To implement asynchronous processing in similar scenarios, you can use the following AWS services together.

  • AWS Lambda — For compute processing tasks.

  • AWS Step Functions — For managing and orchestrating microservice workflows.

  • Amazon Simple Notification Service — For message delivery from publishers to subscribers, plus fan out which is when a message published to a topic is replicated and pushed to multiple endpoints for parallel asynchronous processing.

  • Amazon Simple Queue Service — For creating secure, durable, and scalable queues for asynchronous processing.

  • Amazon DynamoDB and Amazon S3 — For storing and retrieving data and files

Synchronous processing

Microservice architecture breaks applications into loosely coupled services. Each microservice is independent, making it easy to scale up a single service or function without needing to scale the entire application. Individual services are loosely coupled, letting independent teams focus on a single business process, without the need for them to understand the entire application.
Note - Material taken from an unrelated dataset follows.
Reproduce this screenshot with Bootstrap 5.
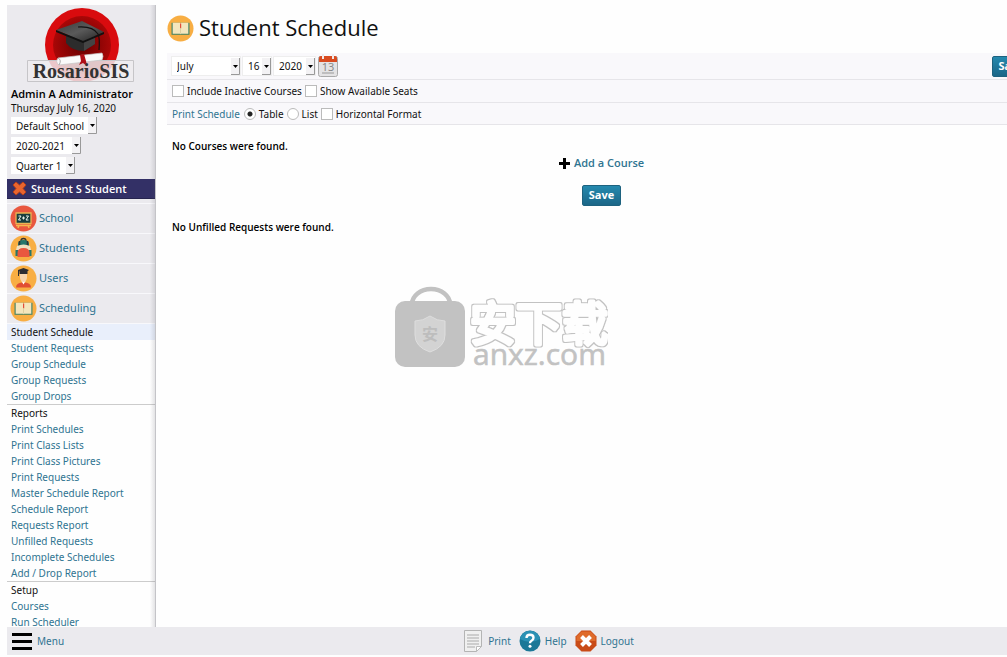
<!DOCTYPE html>
<html lang="en">
<head>
<meta charset="utf-8">
<meta name="viewport" content="width=device-width, initial-scale=1">
<title>Student Schedule</title>
<link href="https://cdn.jsdelivr.net/npm/bootstrap@5.3.0/dist/css/bootstrap.min.css" rel="stylesheet">
<script src="https://cdn.jsdelivr.net/npm/bootstrap@5.3.0/dist/js/bootstrap.bundle.min.js" defer></script>
<style>
body{font-family:"Noto Sans","Open Sans",sans-serif;font-size:11px;line-height:16px;color:#111;background:#fefefe;padding:5px 0 2px 7px}
a{color:#2f7491;text-decoration:none}
a:hover{text-decoration:underline}
.side{width:149px;border-right:1px solid #c4c4c8;position:relative}
.side::after{content:"";position:absolute;inset:0 0 0 auto;width:5px;background:linear-gradient(90deg,transparent,rgba(90,90,100,.16));pointer-events:none}
.side-head{background:#ebeaee;padding:0 4px;height:174px}
.logo{width:110px;height:81px;margin-left:14px}
.brand-text{font-family:"Liberation Serif",serif}
.who,.student,.save,.msg,.add,.page-title{font-family:"Open Sans","Noto Sans",sans-serif}
.who,.student,.msg,.add{font-weight:600}
.who,.msg{color:#000}
.who{font-size:11px;line-height:15px}
.date-line{font-size:10px;line-height:14px}
.picks{gap:3px;padding-top:2px}
.pick{appearance:none;border:0;border-radius:0;color:#111;font-size:10px;line-height:16px;height:17px;padding:0 10px 0 5px;background:#fff url("data:image/svg+xml,%3Csvg xmlns='http://www.w3.org/2000/svg' width='9' height='17'%3E%3Cpath fill='%23f3f2f4' d='M0 0h9v17H0z'/%3E%3Cpath d='M8.500 0v16.500H0' fill='none' stroke='%23999'/%3E%3Cpath d='M2 7h5L4.500 10z'/%3E%3C/svg%3E") right center no-repeat}
.tool .pick{height:18px;box-shadow:0 0 0 1px #eee}
.w-school{width:86px}.w-year{width:70px}.w-quarter{width:64px}
.w-month{width:68px}.w-day{width:28px}.w-yr{width:41px}
.student{background:#333066;color:#fff;height:20px;padding-left:5px;border-bottom:1px solid #26244f;font-size:11px}
.student svg{width:15px;height:15px}
.mods{background:#ebeaee;padding-top:4px}
.mod{height:30px;padding-left:3px;gap:2px;border-top:1px solid #f8f8fb;font-size:11px}
.mod span{padding-bottom:2px}
.ico{width:27px;height:27px;flex:none}
.sub{background:#fefefe;font-size:10px;border-top:1px solid #f8f8fb}
.sub>*{display:block;padding-left:4px;height:16px;line-height:16px;white-space:nowrap}
.sub .here{background:#e9effb;color:#111}
.sub .group{height:17px;border-top:1px solid #ccc;color:#111}
.pane{padding:5px 0 0 11px}
.wide{margin-right:-29px}
.page-title{font-size:22px;line-height:24px;font-weight:400}
.title-row{height:35px;gap:5px;padding-top:5px}
.tool{background:#f9f8fb;border-bottom:1px solid #e6e5e9;padding:0 5px;font-size:10px}
.r1{height:27px;gap:3px;margin-top:8px}.r2{height:23px}.r3{height:22px}
.tick{appearance:none;width:12px;height:12px;margin:0;border:1px solid #bbb;background:#fff;flex:none}
.tick[type=radio]{border-radius:50%}
.tick:checked{background:radial-gradient(circle,#222 0 2px,#fff 3px)}
.lbl{margin:0 3px}
.save{border:1px solid #1d627f;border-radius:2px;background:linear-gradient(#2589ae,#1b6687);color:#fff;font-size:11px;line-height:16px;font-weight:700;padding:1px 6px 2px;height:21px}
.msg{font-size:10px;line-height:16px;padding-left:5px}
.first{padding-top:13px}
.add{padding-top:1px}
.foot{height:28px;background:#ebeaee;font-size:10px}
.menu{width:82px;padding-left:4px}
.foot .ico{width:22px;height:22px}
.foot a{gap:4px}
.tools{gap:8px}
.wm{position:absolute;inset:1px 5px 4px 0;pointer-events:none}
.wm svg{width:214px;height:82px}
</style>
</head>
<body class="vh-100 d-flex flex-column overflow-hidden position-relative">
<svg width="0" height="0" class="position-absolute" aria-hidden="true">
  <symbol id="book" viewBox="0 0 27 27"><circle cx="13.500" cy="13.500" r="13" fill="#f8ae43"/><path d="M4.500 7.800h18v12h-18z" fill="#478568"/><path d="M5.700 7.800H13l.5.500.5-.5h7.300v11H14l-.5.500-.5-.5H5.700z" fill="#f4e6bd"/><path d="M13.500 8.500v10" stroke="#d9c998" stroke-width=".8"/><path d="M13 8.500h1.200v5l-.6-.7-.6.700z" fill="#e34c38"/></symbol>
</svg>
<div class="d-flex flex-fill overflow-hidden">
  <nav class="side flex-shrink-0 overflow-hidden" aria-label="Modules">
    <div class="side-head">
      <svg class="logo d-block" viewBox="0 0 110 81" role="img" aria-label="RosarioSIS">
        <defs><linearGradient id="cap" x2="1" y2="1"><stop stop-color="#3a3a3a"/><stop offset=".5" stop-color="#5a5a5a"/><stop offset="1" stop-color="#222"/></linearGradient><radialGradient id="disc"><stop stop-color="#650000"/><stop offset="1" stop-color="#a90707"/></radialGradient></defs>
        <circle cx="57" cy="40" r="37" fill="#d90b0e"/><circle cx="57" cy="40" r="29" fill="url(#disc)"/>
        <path d="M41 30v8q6 8 18 8l11-7V27z" fill="#2c2c2c"/><path d="m59 34 11-6v11l-11 7z" fill="#444"/><path d="m31 25 26-9 22 11-21 9z" fill="url(#cap)"/><path d="m31 25 27 11 21-9v2L58 38 31 27z" fill="#111"/>
        <path d="M53 22q15-1 20 7 2 4 1 16" fill="none" stroke="#111" stroke-width="1.200"/>
        <path d="M2.500 55.500h106v21H2.500z" fill="#eeecee" fill-opacity=".84" stroke="#c6c5c8"/><path d="m33 53 44-5q2 3 0 7l-43 5q-4-3-1-7z" fill="#fafafa" stroke="#c6c6c6" stroke-width=".7"/><path d="m33 53q4 2 1 7" fill="none" stroke="#aaa"/><path d="m55 50 4-1 2 7 1 5-4-3-4 2 2-4z" fill="#b00e16"/>
        <text class="brand-text" x="56" y="73" text-anchor="middle" font-size="20" font-weight="700" fill="#333">RosarioSIS</text>
      </svg>
      <div class="who text-nowrap">Admin A Administrator</div>
      <div class="date-line">Thursday July 16, 2020</div>
      <div class="picks d-flex flex-column align-items-start">
        <select class="pick w-school" aria-label="School"><option>Default School</option></select>
        <select class="pick w-year" aria-label="School year"><option>2020-2021</option></select>
        <select class="pick w-quarter" aria-label="Marking period"><option>Quarter 1</option></select>
      </div>
    </div>
    <div class="student d-flex align-items-center gap-1">
      <svg viewBox="0 0 15 15" aria-hidden="true"><path d="m4 1 3.500 3L11 1l3 3-3 3.500 3 3.500-3 3-3.500-3L4 14l-3-3 3-3.500L1 4z" fill="#e8652f" stroke="#b9401a"/></svg>
      <span>Student S Student</span>
    </div>
    <div class="mods">
      <a class="mod d-flex align-items-center" href="#"><svg class="ico" viewBox="0 0 27 27" aria-hidden="true"><circle cx="13.500" cy="13.500" r="13" fill="#e9573f"/><path d="m9 20-1 3m10-3 1 3M6 20.500h15" stroke="#f5b84c" stroke-width="1.500"/><path d="M6 8h15v10.500H6z" fill="#183e3e" stroke="#e9b453" stroke-width="1.300"/><path d="M8.500 11h2.500l-2.500 4H11m5-4h2.500l-2.500 4h2.500M12 13h3m-1.500-1.500v3" stroke="#e9f2eb" fill="none"/></svg><span>School</span></a>
      <a class="mod d-flex align-items-center" href="#"><svg class="ico" viewBox="0 0 27 27" aria-hidden="true"><circle cx="13.500" cy="13.500" r="13" fill="#f8ae43"/><path d="M11 6q0-2.500 2.500-2.500T16 6" fill="none" stroke="#333" stroke-width="1.300"/><path d="M8 14V9q0-4 5.500-4T19 9v5z" fill="#26766b"/><path d="M9.500 6v6m8-6v6" stroke="#333" stroke-width="1.500"/><path d="M7 11q6.500-3 13 0l1 4H6z" fill="#efe1c1"/><path d="M5.500 15h3v6h-3zm13 0h3v6h-3z" fill="#26766b"/><path d="M7.500 22v-4q0-5 6-5t6 5v4z" fill="#e9573f"/></svg><span>Students</span></a>
      <a class="mod d-flex align-items-center" href="#"><svg class="ico" viewBox="0 0 27 27" aria-hidden="true"><circle cx="13.500" cy="13.500" r="13" fill="#f8ae43"/><path d="M6 22.500q0-5 7.500-5t7.500 5z" fill="#e14e32"/><path d="m11.500 16 2 3.500 2-3.500z" fill="#fff"/><path d="M10 8h7v5q-.8 4-3.500 4T10 13z" fill="#f7d5ad"/><path d="m8 5 5.500-2L19 5l-1.500 1.200V9h-8V6.500z" fill="#2c2d32"/><path d="M8.500 5v6" stroke="#2c2d32"/></svg><span>Users</span></a>
      <a class="mod d-flex align-items-center" href="#"><svg class="ico" aria-hidden="true"><use href="#book"/></svg><span>Scheduling</span></a>
    </div>
    <div class="sub">
      <a class="here" href="#" aria-current="page">Student Schedule</a>
      <a href="#">Student Requests</a>
      <a href="#">Group Schedule</a>
      <a href="#">Group Requests</a>
      <a href="#">Group Drops</a>
      <div class="group">Reports</div>
      <a href="#">Print Schedules</a>
      <a href="#">Print Class Lists</a>
      <a href="#">Print Class Pictures</a>
      <a href="#">Print Requests</a>
      <a href="#">Master Schedule Report</a>
      <a href="#">Schedule Report</a>
      <a href="#">Requests Report</a>
      <a href="#">Unfilled Requests</a>
      <a href="#">Incomplete Schedules</a>
      <a href="#">Add / Drop Report</a>
      <div class="group">Setup</div>
      <a href="#">Courses</a>
      <a href="#">Run Scheduler</a>
    </div>
  </nav>
  <main class="pane flex-fill overflow-hidden">
    <div class="wide">
      <div class="title-row d-flex align-items-start"><svg class="ico" aria-hidden="true"><use href="#book"/></svg><h1 class="page-title m-0">Student Schedule</h1></div>
      <div class="tool r1 d-flex align-items-center">
        <select class="pick w-month" aria-label="Month"><option>July</option></select>
        <select class="pick w-day" aria-label="Day"><option>16</option></select>
        <select class="pick w-yr" aria-label="Year"><option>2020</option></select>
        <button class="btn p-0 border-0 lh-1" aria-label="Choose date"><svg class="d-block" width="20" height="25" viewBox="0 0 20 25"><rect x=".5" y="2.500" width="19" height="20" rx="2" fill="#e4e3e4" stroke="#aaa"/><path d="M1 4q0-2 2-2h14q2 0 2 2v4H1z" fill="#d94b20"/><path d="M5 0v5m10-5v5" stroke="#efeaea" stroke-width="2"/><path d="M4 19h12" stroke="#999"/><text x="10" y="17" text-anchor="middle" font-size="11" fill="#888">13</text></svg></button>
        <button class="save ms-auto">Save</button>
      </div>
      <div class="tool r2 d-flex align-items-center">
        <input class="tick" type="checkbox" id="inactive"><label class="lbl" for="inactive">Include Inactive Courses</label>
        <input class="tick" type="checkbox" id="seats"><label class="lbl" for="seats">Show Available Seats</label>
      </div>
      <div class="tool r3 d-flex align-items-center">
        <a class="me-1" href="#">Print Schedule</a>
        <input class="tick" type="radio" name="fmt" id="table" checked><label class="lbl" for="table">Table</label>
        <input class="tick" type="radio" name="fmt" id="list"><label class="lbl" for="list">List</label>
        <input class="tick" type="checkbox" id="horiz"><label class="lbl" for="horiz">Horizontal Format</label>
      </div>
      <p class="msg first m-0">No Courses were found.</p>
      <div class="add text-center"><a class="d-inline-flex align-items-center gap-1" href="#"><svg width="11" height="11" viewBox="0 0 11 11" aria-hidden="true"><path d="M5.500 0v11M0 5.500h11" stroke="#000" stroke-width="3"/></svg>Add a Course</a></div>
      <div class="text-center mt-2 pt-1"><button class="save">Save</button></div>
      <p class="msg first m-0">No Unfilled Requests were found.</p>
    </div>
  </main>
</div>
<footer class="foot flex-shrink-0 d-flex align-items-center">
  <a class="menu d-flex align-items-center" href="#"><svg width="22" height="20" viewBox="0 0 22 20" aria-hidden="true"><path d="M1 3.500h20M1 10.500h20M1 17.500h20" stroke="#000" stroke-width="3"/></svg><span>Menu</span></a>
  <div class="tools d-flex flex-fill justify-content-center">
    <a class="d-flex align-items-center" href="#"><svg class="ico" viewBox="0 0 22 22" aria-hidden="true"><path d="M2.500.5h17v16l-5 5h-12z" fill="#f0f0f0" stroke="#b4b4b4"/><path d="M5 5h12M5 8h12M5 11h12M5 14h12M5 17h8" stroke="#aaa"/><path d="m19.500 16.500-5 5v-5z" fill="#fff" stroke="#bbb"/></svg><span>Print</span></a>
    <a class="d-flex align-items-center" href="#"><svg class="ico" viewBox="0 0 22 22" aria-hidden="true"><circle cx="11" cy="11" r="10.500" fill="#1c7897"/><path d="M1 9Q11 15 21 9A10.200 10.200 0 0 0 1 9z" fill="#2b91b4"/><path d="M7.500 8q0-3.200 3.500-3.200t3.500 3q0 1.900-2 2.900-1.500.8-1.500 2.600" fill="none" stroke="#fff" stroke-width="2.400"/><circle cx="11" cy="16.300" r="1.500" fill="#fff"/></svg><span>Help</span></a>
    <a class="d-flex align-items-center" href="#"><svg class="ico" viewBox="0 0 22 22" aria-hidden="true"><path d="M6.500.5h9l6 6v9l-6 6h-9l-6-6v-9z" fill="#c94b17"/><path d="M6.500 1.500h9l5 5V11H1.500V6.500z" fill="#df6b2b"/><path d="m6.500 6.500 9 9m0-9-9 9" stroke="#fff" stroke-width="4"/></svg><span>Logout</span></a>
  </div>
</footer>
<div class="wm d-flex align-items-center justify-content-center">
  <svg viewBox="0 0 214 82" role="img" aria-label="anxz.com">
    <defs><filter id="rim" x="-5%" y="-10%" width="110%" height="120%"><feMorphology in="SourceAlpha" operator="dilate" radius="1" result="d"/><feFlood flood-color="#c2c2c2"/><feComposite in2="d" operator="in" result="g"/><feMerge><feMergeNode in="g"/><feMergeNode in="SourceGraphic"/></feMerge></filter></defs>
    <path d="M18 18a19 15 0 0 1 38 0" fill="none" stroke="#c2c2c2" stroke-width="4.500"/>
    <rect x="1" y="15" width="70" height="66" rx="10" fill="#c2c2c2"/>
    <path d="M36 30q7 5 15 5v14q0 12-15 17-15-5-15-17V35q8 0 15-5z" fill="#d3d3d3" stroke="#dedede"/>
    <text x="36" y="54" text-anchor="middle" font-family="'Noto Sans CJK SC',sans-serif" font-size="16" font-weight="700" fill="#bdbdbd">安</text>
    <text x="76" y="54" font-family="'Noto Sans CJK SC',sans-serif" font-size="46" font-weight="400" fill="#fefefe" stroke="#fefefe" stroke-width="4" stroke-linejoin="round" filter="url(#rim)">安下载</text>
    <text x="79" y="79" font-family="'Open Sans',sans-serif" font-size="30" fill="#c2c2c2" stroke="#c2c2c2" stroke-width=".6">anxz.com</text>
  </svg>
</div>
</body>
</html>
Microservices also let you choose which individual components suit your business needs, giving you the flexibility to change your selection without rewriting your entire workflow. Different teams can use the programming languages and frameworks of their choice to work with their microservice, and this microservice can still communicate with any other in the application through application programming interfaces (APIs).

Examples:

  • Websites — Suppose you are creating a website and you want to host the back-end logic on Lambda. You can invoke your Lambda function over HTTP using Amazon API Gateway as the HTTP endpoint. Now, your web client can invoke the API, and then API Gateway can route the request to Lambda. You can also implement route authentication and authorization by integrating Amazon Cognito with API Gateway

  • Mobile applications — Suppose you have a custom mobile application that produces events. You can create a Lambda function to process events published by your custom application. For example, you can configure a Lambda function to process the clicks within your custom mobile application.

To implement synchronous processing in similar scenarios, you can use the following AWS services together.

  • AWS Lambda — For compute processing tasks.

  • Amazon API Gateway — For connecting and scaling inbound requests.

  • AWS Step Functions — For managing and orchestrating microservice workflows.

  • Amazon DynamoDB & S3 — For storing and retrieving data and files.

  • Amazon Cognito for authentication and authorization of users.

Streaming

Streaming data lets you to gather analytical insights from your application and process them in real-time. Streaming typically presents a unique set of design and architectural challenges.

Lambda and Amazon Kinesis can process real-time streaming data for application activity tracking, transaction order processing, click-stream analysis, data cleansing, log filtering, indexing, social media analysis, Internet of Things (IoT) device data telemetry, and metering.

  • Data and analytics — Suppose you are building an analytics application and storing raw data in a DynamoDB table. When you write, update, or delete items in a table, DynamoDB streams can publish item update events to a stream associated with the table. In this case, the event data provides the item key, event name (such as insert, update, and delete), and other relevant details. You can write a Lambda function to generate custom metrics by aggregating raw data.

  • Monitoring metrics — Amazon Prime Video monitors metrics from devices worldwide to ensure quality-of-service. The team chose Amazon Kinesis Data Streams to deliver video stream metadata and to collect metrics. Data is sent to Amazon OpenSearch Service for application monitoring and forensic analysis. The services aggregate, analyze, and visualize data to provide real-time insights that help the team find and fix streaming issues as they happen. For more information on this specific use-case, see Using AWS to Deliver Streaming Experience to More Than 18 Million Football Fans

To implement serverless streaming in similar scenarios, you can use the following AWS services together.

  • AWS Lambda — For compute processing tasks.

  • Amazon Kinesis — For collecting, processing, and analyzing real-time and streaming data.

  • Amazon DynamoDB & Amazon S3 — For storing and retrieving data and files.

Stateless data

When building Lambda functions, you should assume that the environment exists only for a single invocation. The function should initialize any required state when it is first started – for example, fetching a shopping cart from a DynamoDB table. It should commit any permanent data changes before exiting to a durable store such as Amazon S3, DynamoDB, or Amazon SQS. It should not rely on any existing data structures or temporary files, or any internal state that would be managed by multiple invocations (such as counters or other calculated, aggregate values).

Lambda provides an initializer before the handler where you can initialize database connections, libraries, and other resources. Since execution environments are reused where possible to improve performance, you can amortize the time taken to initialize these resources over multiple invocations. However, you should not store any variables or data used in the function within this global scope.